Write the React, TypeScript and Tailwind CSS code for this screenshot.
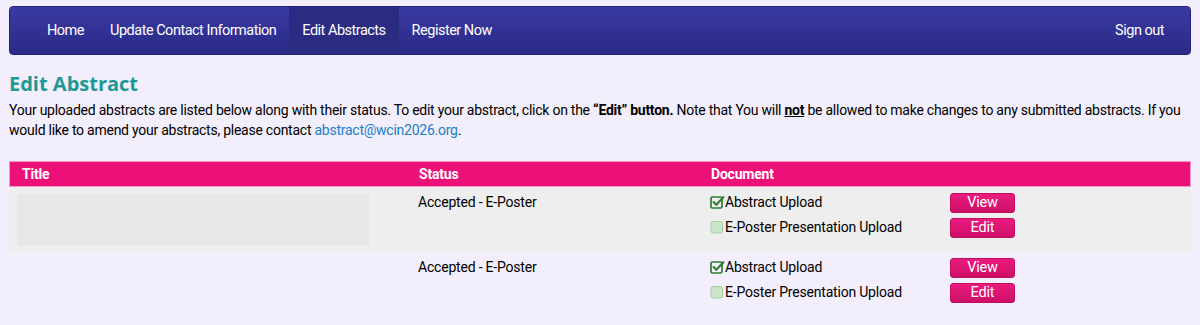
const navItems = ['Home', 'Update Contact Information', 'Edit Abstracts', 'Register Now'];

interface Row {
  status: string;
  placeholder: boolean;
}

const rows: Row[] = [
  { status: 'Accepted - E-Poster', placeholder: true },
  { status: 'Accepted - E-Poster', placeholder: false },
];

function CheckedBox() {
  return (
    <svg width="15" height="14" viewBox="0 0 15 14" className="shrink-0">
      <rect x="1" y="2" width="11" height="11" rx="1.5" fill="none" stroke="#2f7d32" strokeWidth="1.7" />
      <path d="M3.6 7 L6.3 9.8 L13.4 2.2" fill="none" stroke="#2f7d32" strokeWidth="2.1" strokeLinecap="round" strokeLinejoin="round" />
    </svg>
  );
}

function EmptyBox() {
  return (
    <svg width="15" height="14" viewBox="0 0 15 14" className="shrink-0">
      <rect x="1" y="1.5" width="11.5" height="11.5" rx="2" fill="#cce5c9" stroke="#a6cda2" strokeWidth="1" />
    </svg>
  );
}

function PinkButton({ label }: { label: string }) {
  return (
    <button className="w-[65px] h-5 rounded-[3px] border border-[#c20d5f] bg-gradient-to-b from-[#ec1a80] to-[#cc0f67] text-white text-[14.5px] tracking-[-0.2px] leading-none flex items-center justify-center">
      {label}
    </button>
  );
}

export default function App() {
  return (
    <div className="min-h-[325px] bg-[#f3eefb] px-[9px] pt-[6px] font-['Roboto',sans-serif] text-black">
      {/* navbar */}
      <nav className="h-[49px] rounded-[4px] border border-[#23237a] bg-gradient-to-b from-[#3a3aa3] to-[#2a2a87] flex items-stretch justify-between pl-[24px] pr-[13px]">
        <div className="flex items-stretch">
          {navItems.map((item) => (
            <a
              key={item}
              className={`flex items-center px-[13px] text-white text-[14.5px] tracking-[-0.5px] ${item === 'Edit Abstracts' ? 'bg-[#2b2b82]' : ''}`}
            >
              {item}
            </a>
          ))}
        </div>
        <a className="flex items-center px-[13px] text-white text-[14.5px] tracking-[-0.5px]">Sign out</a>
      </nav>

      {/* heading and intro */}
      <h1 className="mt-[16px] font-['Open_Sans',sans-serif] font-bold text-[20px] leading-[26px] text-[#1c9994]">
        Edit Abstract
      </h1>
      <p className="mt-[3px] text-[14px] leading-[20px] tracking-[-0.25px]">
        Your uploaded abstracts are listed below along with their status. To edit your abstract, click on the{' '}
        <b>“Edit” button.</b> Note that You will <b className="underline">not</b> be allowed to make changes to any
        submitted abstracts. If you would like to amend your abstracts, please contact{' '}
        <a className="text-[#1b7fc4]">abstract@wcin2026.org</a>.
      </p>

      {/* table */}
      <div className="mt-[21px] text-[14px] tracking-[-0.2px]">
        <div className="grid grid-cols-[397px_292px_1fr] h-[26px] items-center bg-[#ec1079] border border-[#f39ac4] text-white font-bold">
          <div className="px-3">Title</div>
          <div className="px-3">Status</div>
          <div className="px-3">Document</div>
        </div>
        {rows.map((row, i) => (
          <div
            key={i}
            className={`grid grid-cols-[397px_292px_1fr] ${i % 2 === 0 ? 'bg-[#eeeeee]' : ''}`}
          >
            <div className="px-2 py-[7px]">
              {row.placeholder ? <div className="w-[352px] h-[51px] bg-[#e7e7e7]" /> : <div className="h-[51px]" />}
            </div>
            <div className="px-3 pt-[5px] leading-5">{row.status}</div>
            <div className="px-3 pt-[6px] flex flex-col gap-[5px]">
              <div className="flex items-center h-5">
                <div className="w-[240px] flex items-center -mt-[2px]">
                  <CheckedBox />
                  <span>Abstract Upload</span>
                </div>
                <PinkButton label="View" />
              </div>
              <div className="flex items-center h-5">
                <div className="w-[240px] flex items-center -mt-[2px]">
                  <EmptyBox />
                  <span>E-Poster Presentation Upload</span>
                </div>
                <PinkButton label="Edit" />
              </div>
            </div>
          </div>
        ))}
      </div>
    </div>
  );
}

## Exercise brief
All of the lines above should be printed exactly, minus the pictures.

## Exercise output
Write the React, TypeScript and Tailwind CSS code for this screenshot.
const navItems = ['Home', 'Update Contact Information', 'Edit Abstracts', 'Register Now'];

interface Row {
  status: string;
  placeholder: boolean;
}

const rows: Row[] = [
  { status: 'Accepted - E-Poster', placeholder: true },
  { status: 'Accepted - E-Poster', placeholder: false },
];

function CheckedBox() {
  return (
    <svg width="15" height="14" viewBox="0 0 15 14" className="shrink-0">
      <rect x="1" y="2" width="11" height="11" rx="1.5" fill="none" stroke="#2f7d32" strokeWidth="1.7" />
      <path d="M3.6 7 L6.3 9.8 L13.4 2.2" fill="none" stroke="#2f7d32" strokeWidth="2.1" strokeLinecap="round" strokeLinejoin="round" />
    </svg>
  );
}

function EmptyBox() {
  return (
    <svg width="15" height="14" viewBox="0 0 15 14" className="shrink-0">
      <rect x="1" y="1.5" width="11.5" height="11.5" rx="2" fill="#cce5c9" stroke="#a6cda2" strokeWidth="1" />
    </svg>
  );
}

function PinkButton({ label }: { label: string }) {
  return (
    <button className="w-[65px] h-5 rounded-[3px] border border-[#c20d5f] bg-gradient-to-b from-[#ec1a80] to-[#cc0f67] text-white text-[14.5px] tracking-[-0.2px] leading-none flex items-center justify-center">
      {label}
    </button>
  );
}

export default function App() {
  return (
    <div className="min-h-[325px] bg-[#f3eefb] px-[9px] pt-[6px] font-['Roboto',sans-serif] text-black">
      {/* navbar */}
      <nav className="h-[49px] rounded-[4px] border border-[#23237a] bg-gradient-to-b from-[#3a3aa3] to-[#2a2a87] flex items-stretch justify-between pl-[24px] pr-[13px]">
        <div className="flex items-stretch">
          {navItems.map((item) => (
            <a
              key={item}
              className={`flex items-center px-[13px] text-white text-[14.5px] tracking-[-0.5px] ${item === 'Edit Abstracts' ? 'bg-[#2b2b82]' : ''}`}
            >
              {item}
            </a>
          ))}
        </div>
        <a className="flex items-center px-[13px] text-white text-[14.5px] tracking-[-0.5px]">Sign out</a>
      </nav>

      {/* heading and intro */}
      <h1 className="mt-[16px] font-['Open_Sans',sans-serif] font-bold text-[20px] leading-[26px] text-[#1c9994]">
        Edit Abstract
      </h1>
      <p className="mt-[3px] text-[14px] leading-[20px] tracking-[-0.25px]">
        Your uploaded abstracts are listed below along with their status. To edit your abstract, click on the{' '}
        <b>“Edit” button.</b> Note that You will <b className="underline">not</b> be allowed to make changes to any
        submitted abstracts. If you would like to amend your abstracts, please contact{' '}
        <a className="text-[#1b7fc4]">abstract@wcin2026.org</a>.
      </p>

      {/* table */}
      <div className="mt-[21px] text-[14px] tracking-[-0.2px]">
        <div className="grid grid-cols-[397px_292px_1fr] h-[26px] items-center bg-[#ec1079] border border-[#f39ac4] text-white font-bold">
          <div className="px-3">Title</div>
          <div className="px-3">Status</div>
          <div className="px-3">Document</div>
        </div>
        {rows.map((row, i) => (
          <div
            key={i}
            className={`grid grid-cols-[397px_292px_1fr] ${i % 2 === 0 ? 'bg-[#eeeeee]' : ''}`}
          >
            <div className="px-2 py-[7px]">
              {row.placeholder ? <div className="w-[352px] h-[51px] bg-[#e7e7e7]" /> : <div className="h-[51px]" />}
            </div>
            <div className="px-3 pt-[5px] leading-5">{row.status}</div>
            <div className="px-3 pt-[6px] flex flex-col gap-[5px]">
              <div className="flex items-center h-5">
                <div className="w-[240px] flex items-center -mt-[2px]">
                  <CheckedBox />
                  <span>Abstract Upload</span>
                </div>
                <PinkButton label="View" />
              </div>
              <div className="flex items-center h-5">
                <div className="w-[240px] flex items-center -mt-[2px]">
                  <EmptyBox />
                  <span>E-Poster Presentation Upload</span>
                </div>
                <PinkButton label="Edit" />
              </div>
            </div>
          </div>
        ))}
      </div>
    </div>
  );
}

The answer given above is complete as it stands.